The Traveling Archivist site visit report and subsequent recommendations provided the necessary foundation for the Mint to document the need to formally establish its institutional archives. With funds from the NHPRC the Mint will identify and establish a space for archival processing, consolidate approximately 200 cubic feet of records into one physical location, process and provide basic online descriptions for those records, and establish a records retention and collection development policy. The addition of these archive records will strengthen the library’s holdings to better serve their users. Additionally, the Mint’s Heritage Gallery showcases works of art, archival documents, and photographs documenting the museum’s growth and evolution.

A note to Hal from librarian Joyce Weaver says it best:

Hello Hal,

I wanted to let you know that yes, we got our NHPRC Archives startup grant.
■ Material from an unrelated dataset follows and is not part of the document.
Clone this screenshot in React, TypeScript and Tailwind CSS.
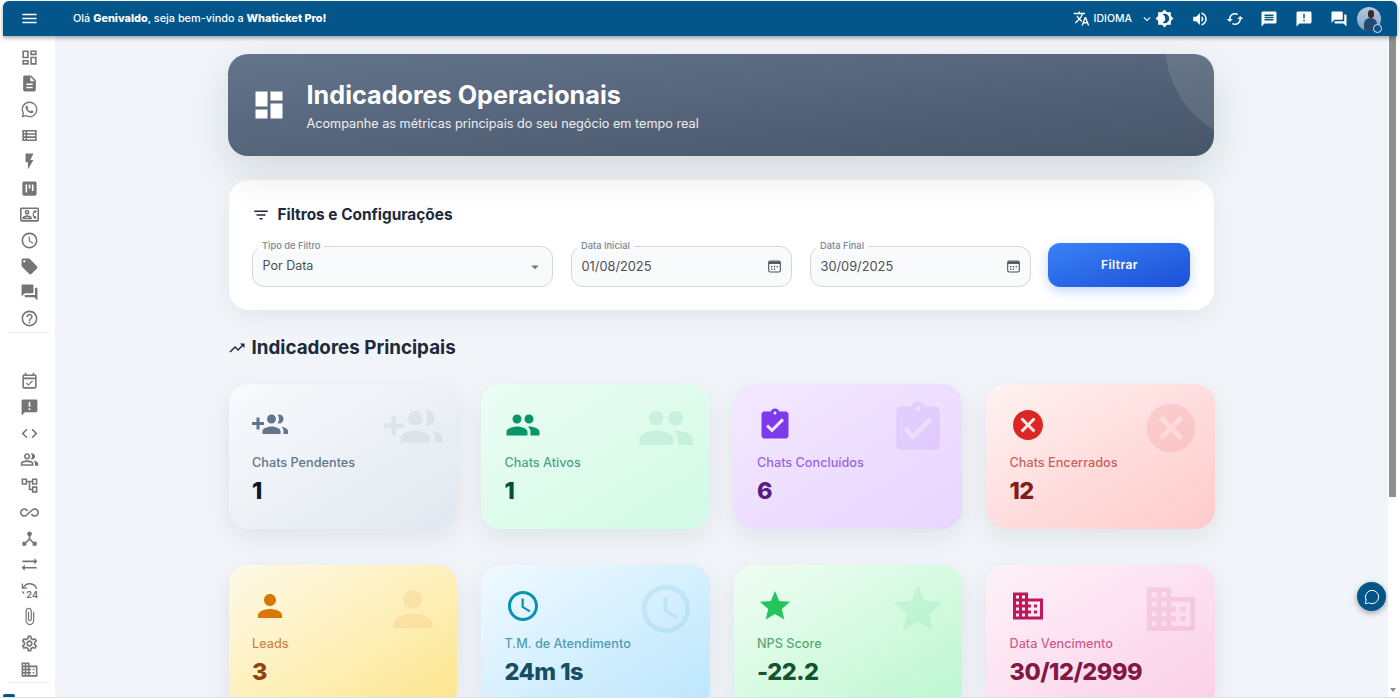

Everyone is totally thrilled and excited about what we have ahead of us.

I did want to let you know that our program officer at the NHPRC told me that one of the reasons we got the grant was the amount of planning we were able to show ahead of time. This includes your site visit, report, and recommendations. Thank you again for your instrumental assistance with our successful award of this grant. Your help truly was invaluable… Most of all, I just wanted to say thank you. The award of this grant is a milestone for the Mint and I don’t think we could have done it without you and the Traveling Archivist Program.